■ **Work required**
Find each line containing the string "styles". Copy it.

■ **Dataset content**
____________

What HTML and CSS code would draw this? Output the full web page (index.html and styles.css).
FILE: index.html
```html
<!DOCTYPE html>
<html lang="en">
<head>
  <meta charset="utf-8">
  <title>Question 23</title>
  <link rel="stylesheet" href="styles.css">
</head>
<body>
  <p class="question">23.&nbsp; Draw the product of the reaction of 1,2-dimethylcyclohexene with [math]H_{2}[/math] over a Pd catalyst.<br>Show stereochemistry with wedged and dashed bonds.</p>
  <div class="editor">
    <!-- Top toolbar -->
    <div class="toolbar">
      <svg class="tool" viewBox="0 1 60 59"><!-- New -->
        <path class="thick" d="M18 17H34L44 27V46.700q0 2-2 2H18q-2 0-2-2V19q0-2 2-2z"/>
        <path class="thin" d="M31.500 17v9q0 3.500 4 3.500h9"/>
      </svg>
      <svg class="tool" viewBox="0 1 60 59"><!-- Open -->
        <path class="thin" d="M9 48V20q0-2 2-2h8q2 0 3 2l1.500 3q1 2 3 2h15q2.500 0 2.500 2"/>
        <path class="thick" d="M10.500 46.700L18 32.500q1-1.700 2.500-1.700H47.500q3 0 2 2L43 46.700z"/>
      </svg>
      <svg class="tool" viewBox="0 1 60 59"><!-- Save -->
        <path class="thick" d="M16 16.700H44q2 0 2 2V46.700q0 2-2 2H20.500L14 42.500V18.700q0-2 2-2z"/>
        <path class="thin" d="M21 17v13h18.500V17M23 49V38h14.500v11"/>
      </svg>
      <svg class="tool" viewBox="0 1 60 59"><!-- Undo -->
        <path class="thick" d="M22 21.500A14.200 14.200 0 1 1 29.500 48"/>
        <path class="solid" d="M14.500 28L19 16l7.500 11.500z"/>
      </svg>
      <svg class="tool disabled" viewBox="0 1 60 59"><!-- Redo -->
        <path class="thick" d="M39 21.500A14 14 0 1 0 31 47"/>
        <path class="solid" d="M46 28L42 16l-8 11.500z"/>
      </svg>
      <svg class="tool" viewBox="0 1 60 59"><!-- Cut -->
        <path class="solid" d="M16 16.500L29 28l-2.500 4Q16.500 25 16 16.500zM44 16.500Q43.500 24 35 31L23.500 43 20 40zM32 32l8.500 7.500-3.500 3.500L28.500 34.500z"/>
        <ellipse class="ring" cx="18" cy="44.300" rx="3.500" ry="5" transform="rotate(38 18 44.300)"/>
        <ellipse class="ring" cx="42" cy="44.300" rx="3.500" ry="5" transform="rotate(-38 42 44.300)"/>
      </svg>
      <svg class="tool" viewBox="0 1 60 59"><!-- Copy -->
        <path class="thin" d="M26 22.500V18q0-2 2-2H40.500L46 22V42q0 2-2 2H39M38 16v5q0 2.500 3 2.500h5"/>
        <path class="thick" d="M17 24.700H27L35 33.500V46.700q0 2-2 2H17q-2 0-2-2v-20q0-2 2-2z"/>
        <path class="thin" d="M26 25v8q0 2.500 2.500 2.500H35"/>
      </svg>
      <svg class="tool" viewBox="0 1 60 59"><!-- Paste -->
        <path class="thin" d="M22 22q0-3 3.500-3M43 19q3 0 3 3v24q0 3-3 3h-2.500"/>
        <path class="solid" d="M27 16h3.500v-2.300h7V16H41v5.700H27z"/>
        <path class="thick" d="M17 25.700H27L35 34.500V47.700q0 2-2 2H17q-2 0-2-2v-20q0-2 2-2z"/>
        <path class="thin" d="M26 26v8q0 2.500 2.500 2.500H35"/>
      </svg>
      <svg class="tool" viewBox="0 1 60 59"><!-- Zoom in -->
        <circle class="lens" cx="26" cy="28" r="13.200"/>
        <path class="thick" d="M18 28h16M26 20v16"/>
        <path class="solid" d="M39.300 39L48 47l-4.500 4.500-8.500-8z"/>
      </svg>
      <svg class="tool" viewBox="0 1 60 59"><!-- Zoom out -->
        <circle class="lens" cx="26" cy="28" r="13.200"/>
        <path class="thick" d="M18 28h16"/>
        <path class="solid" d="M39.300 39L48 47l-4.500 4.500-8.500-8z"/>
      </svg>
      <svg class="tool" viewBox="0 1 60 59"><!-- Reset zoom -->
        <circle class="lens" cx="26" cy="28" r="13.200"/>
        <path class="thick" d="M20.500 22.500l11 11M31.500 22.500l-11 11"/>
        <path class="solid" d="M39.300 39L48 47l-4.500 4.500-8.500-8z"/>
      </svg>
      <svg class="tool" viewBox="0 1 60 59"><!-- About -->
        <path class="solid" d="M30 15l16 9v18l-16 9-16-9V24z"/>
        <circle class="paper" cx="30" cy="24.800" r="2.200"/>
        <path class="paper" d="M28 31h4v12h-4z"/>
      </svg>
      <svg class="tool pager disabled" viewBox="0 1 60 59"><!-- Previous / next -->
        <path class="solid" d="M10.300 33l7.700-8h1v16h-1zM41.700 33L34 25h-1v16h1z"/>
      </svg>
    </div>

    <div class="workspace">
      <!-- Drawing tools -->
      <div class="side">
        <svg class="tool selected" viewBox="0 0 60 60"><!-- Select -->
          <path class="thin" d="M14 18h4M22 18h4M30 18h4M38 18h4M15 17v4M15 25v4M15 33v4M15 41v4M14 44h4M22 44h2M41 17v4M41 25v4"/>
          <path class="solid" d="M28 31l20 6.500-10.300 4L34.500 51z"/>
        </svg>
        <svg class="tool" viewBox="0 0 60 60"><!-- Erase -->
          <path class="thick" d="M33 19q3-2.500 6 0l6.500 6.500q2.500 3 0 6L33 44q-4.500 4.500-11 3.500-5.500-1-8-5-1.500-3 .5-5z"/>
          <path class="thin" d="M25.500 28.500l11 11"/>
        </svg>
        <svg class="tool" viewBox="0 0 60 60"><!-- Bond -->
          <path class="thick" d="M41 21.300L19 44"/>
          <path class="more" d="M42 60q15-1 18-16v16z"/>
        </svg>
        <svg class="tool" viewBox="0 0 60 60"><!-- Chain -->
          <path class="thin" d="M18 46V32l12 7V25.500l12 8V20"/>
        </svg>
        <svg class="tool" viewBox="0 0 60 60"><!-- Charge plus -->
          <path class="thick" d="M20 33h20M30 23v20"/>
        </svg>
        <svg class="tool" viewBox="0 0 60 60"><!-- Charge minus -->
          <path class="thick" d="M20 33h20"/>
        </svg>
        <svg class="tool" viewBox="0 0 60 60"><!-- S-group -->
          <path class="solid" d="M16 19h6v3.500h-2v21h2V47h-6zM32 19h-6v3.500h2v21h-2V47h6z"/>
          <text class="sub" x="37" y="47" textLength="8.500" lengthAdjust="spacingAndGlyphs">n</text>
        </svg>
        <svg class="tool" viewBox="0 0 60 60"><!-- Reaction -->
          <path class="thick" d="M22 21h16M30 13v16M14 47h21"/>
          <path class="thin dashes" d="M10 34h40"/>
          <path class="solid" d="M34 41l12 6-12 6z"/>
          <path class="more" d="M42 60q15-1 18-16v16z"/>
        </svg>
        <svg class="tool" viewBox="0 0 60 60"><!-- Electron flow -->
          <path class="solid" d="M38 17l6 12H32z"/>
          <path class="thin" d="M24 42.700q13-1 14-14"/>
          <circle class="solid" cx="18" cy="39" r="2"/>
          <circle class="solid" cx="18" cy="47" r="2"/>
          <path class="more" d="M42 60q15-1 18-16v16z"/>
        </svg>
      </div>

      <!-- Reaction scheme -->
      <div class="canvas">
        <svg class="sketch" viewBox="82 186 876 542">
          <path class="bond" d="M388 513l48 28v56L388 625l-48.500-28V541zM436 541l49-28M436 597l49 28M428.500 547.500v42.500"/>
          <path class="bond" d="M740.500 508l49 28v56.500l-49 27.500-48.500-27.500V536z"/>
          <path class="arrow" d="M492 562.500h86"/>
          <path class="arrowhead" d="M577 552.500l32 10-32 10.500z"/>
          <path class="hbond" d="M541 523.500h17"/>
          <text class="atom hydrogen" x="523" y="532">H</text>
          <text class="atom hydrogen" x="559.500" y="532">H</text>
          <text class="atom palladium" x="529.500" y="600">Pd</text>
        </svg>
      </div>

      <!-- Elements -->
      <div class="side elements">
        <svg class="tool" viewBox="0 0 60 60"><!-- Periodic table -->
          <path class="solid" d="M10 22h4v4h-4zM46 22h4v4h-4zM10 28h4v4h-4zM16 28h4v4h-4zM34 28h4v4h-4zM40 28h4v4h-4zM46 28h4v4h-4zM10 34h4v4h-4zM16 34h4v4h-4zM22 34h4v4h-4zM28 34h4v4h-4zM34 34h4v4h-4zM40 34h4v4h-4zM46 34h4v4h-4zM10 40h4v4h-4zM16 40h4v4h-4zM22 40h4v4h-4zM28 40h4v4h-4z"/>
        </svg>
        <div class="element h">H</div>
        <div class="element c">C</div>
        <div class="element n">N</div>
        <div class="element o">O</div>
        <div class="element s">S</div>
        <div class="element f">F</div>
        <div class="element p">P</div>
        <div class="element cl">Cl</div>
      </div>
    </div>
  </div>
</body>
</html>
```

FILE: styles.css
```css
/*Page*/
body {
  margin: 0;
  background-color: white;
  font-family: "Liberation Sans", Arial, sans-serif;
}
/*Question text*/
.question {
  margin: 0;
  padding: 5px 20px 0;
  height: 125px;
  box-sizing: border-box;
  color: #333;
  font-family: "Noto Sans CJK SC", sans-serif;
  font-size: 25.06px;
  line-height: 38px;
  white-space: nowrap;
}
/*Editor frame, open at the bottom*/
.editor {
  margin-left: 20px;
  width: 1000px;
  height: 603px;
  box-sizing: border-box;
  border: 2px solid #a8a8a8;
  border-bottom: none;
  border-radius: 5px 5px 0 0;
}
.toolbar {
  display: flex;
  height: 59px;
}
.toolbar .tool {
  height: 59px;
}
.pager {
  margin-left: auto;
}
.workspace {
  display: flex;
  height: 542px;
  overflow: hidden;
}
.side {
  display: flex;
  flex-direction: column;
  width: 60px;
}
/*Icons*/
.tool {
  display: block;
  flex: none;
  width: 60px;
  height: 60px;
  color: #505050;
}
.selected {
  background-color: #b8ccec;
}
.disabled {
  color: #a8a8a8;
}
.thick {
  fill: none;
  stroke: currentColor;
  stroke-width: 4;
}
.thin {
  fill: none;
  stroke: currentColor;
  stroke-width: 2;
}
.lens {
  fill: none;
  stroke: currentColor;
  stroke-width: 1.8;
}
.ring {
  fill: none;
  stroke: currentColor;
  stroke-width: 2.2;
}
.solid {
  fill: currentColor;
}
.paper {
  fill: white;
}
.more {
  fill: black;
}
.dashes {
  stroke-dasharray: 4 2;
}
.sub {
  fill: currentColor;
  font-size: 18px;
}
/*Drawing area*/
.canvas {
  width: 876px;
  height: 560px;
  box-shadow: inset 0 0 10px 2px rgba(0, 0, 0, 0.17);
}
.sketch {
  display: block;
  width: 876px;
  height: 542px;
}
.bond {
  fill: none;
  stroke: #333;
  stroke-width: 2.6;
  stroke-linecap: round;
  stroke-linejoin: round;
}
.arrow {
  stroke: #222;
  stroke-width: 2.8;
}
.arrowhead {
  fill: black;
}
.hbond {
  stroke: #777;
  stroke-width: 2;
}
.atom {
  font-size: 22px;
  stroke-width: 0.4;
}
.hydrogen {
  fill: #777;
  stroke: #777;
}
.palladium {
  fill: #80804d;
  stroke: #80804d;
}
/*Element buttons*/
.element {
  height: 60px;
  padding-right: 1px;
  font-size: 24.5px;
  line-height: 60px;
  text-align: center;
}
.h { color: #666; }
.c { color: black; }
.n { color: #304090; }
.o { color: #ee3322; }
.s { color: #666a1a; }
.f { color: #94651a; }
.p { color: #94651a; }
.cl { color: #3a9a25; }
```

____________

■ **Exercise response**
What HTML and CSS code would draw this? Output the full web page (index.html and styles.css).
  <link rel="stylesheet" href="styles.css">
FILE: styles.css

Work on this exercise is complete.